Slurry viscosity directly affects filtration speed through three primary mechanisms: increased flow resistance through filter media pores, reduced particle mobility and settling rate, and altered filter cake structure and permeability. Higher viscosity creates greater resistance to flow through filter media, reducing the rate at which liquid separates from solid particles. This relationship is fundamental to optimising industrial filtration processes, as viscosity influences pressure drop, cake formation, and overall system throughput. Understanding this connection enables engineers to implement targeted strategies for improving filtration efficiency.
How slurry viscosity directly controls filtration rate and throughput
The relationship between slurry viscosity and filtration performance forms the cornerstone of effective solid-liquid separation processes. Viscosity determines how easily fluid flows through filter media, directly impacting the speed at which filtration occurs. Viscosity affects filtration speed through three interconnected mechanisms:
- Increased flow resistance: higher viscosity requires greater pressure to maintain the same filtration rate, raising energy consumption and reducing throughput under fixed operating conditions.
- Reduced particle mobility and settling rate: viscous fluid resists particle movement toward filter surfaces, extending the time required for effective solid-liquid separation.
- Altered filter cake structure and permeability: at elevated viscosity, particles form denser, less permeable cake layers that compound resistance and further slow liquid drainage.
When viscosity increases, the resistance to fluid movement through porous filter media rises sharply.

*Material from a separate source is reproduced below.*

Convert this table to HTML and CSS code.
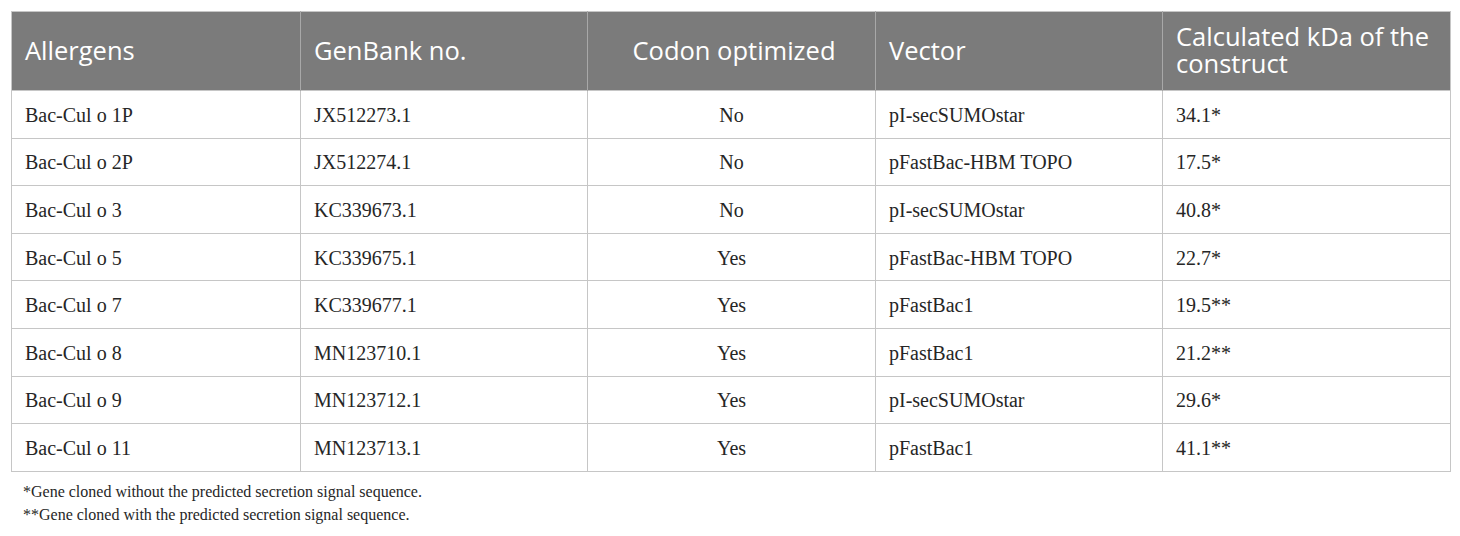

This resistance affects particle migration patterns and influences how efficiently solids concentrate during the dewatering process. Industrial engineers must recognise that even small changes in viscosity can significantly impact overall system performance.
The viscosity-filtration relationship affects multiple operational parameters simultaneously. Higher viscosity reduces particle settling rates, increases pressure requirements, and extends cycle times. These effects compound to create substantial impacts on production efficiency and energy consumption across industrial filtration applications.
What is slurry viscosity and why does it matter for solid-liquid separation?
Slurry viscosity measures the resistance of a fluid-solid mixture to flow and deformation. In industrial filtration contexts, viscosity is typically measured in centipoise (cP) or pascal-seconds (Pa·s), with measurements taken at specific temperatures and shear rates relevant to process conditions. To put these units in practical context, the table below shows typical viscosity ranges for common industrial slurry types and the filtration challenge each range presents:
- Water-like process liquors (1–5 cP): minimal flow resistance; standard operating pressures are generally sufficient.
- Mineral concentrate slurries at moderate solids content (10–100 cP): measurable increase in pressure drop; cycle times begin to extend.
- High-solids clay or tailings slurries (100–1,000 cP): significant cake resistance; elevated operating pressures and longer dewatering times are typically required.
- Highly viscous polymer or pigment slurries (above 1,000 cP): severe flow restriction; specialised high-pressure equipment and chemical treatment are usually necessary.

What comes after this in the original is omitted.